One point of useful clarification emerged from our LA meeting – as I surmised last month, when you take a file like a Word document or a photograph, it gets examined for any existing property tags, and these are copied off and placed into the WinFS store. The file itself is then renamed with a long GUID (Globally Unique Identifier) as a filename and is stored into a hidden partition within the NTFS file system. So when some application comes along that uses the standard Win32 API calls to read that file, WinFS just hands over the file handle to the raw file held in the NTFS hidden store and the application can read, write and manipulate it at full speed just like any other file on a traditional NTFS partition. Compatibility is guaranteed because it’s a normal file, treated in the normal way.

The obvious question to ask, though, is ‘what will happen in future?’ Will that file ever get dropped into the WinFS store itself, as some sort of binary stream? This is the way a raw object file system would work and was the method promised by the Cairo OFS. A similar scheme is used when you drop a file into the Exchange Server store; for example, the binary file itself gets gobbled up into the new store, away from the native NTFS file system. The thing is, there’s a big problem with this ‘chuck it all into one bit-bucket’ approach, as you need to rewire the entire set of Win32 APIs to make them work that way, and that’s not going to be pleasant. Or else you take the approach used with the Exchange Server store and its drive M trick; that is, write an installable file system (IFS) driver that sits on top of the object store and plugs itself into the bottom of the Windows driver stack, appearing as another drive letter so thatyou can use standard Win32 APIs to manipulate files held in the store. The API doesn’t know that it isn’t talking to NTFS, because the IFS driver does all the arm-waving for you in the background.

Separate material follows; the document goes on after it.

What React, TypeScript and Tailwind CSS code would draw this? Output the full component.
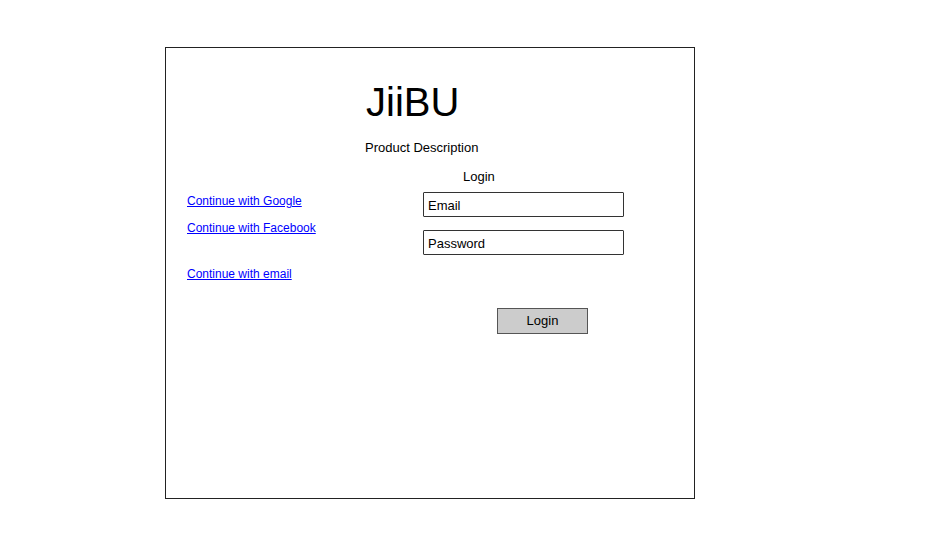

The problem comes in making the store look sufficiently like NTFS through this IFS driver – and Exchange Server experience shows that it’s terribly easy for a rogue Win32-API application to run riot through the store – because the driver has to catch every possible use of the Win32 API. For example, I know that numerous Exchange Server Drive M stores have been trashed because someone ran a backup application across drive M itself, thinking it must be another NTFS volume. They got trashed in a rather subtle way, breaking Exchange Server in a quite infuriating, non-obvious and hard-to-debug way.

So the route the WinFS team is taking looks like a sensible balance between 100 per cent bombproof backwards compatibility with the Win32 API and future handling of all the metadata. It’s this sensible compromise that distinguishes WinFS from the ‘leap in with both feet’ approach taken by OFS, Exchange Server store and some other DB-centric solutions. But it still begs the obvious question: at what point in the future will it become possible to store all of a file’s binary stream into the WinFS store natively, rather than relying on this shadow-boxing arrangement of keeping the binary part out on the NTFS partition? To be honest, I’m still not sure, and the more I think about it the more obvious it becomes that this current arrangement will be with us for a very long time (at least another decade, if API compatibility continues to be held important). After all, it was only with the arrival of the 64-bit version of Windows that API support for 16-bit Windows applications was finally dropped.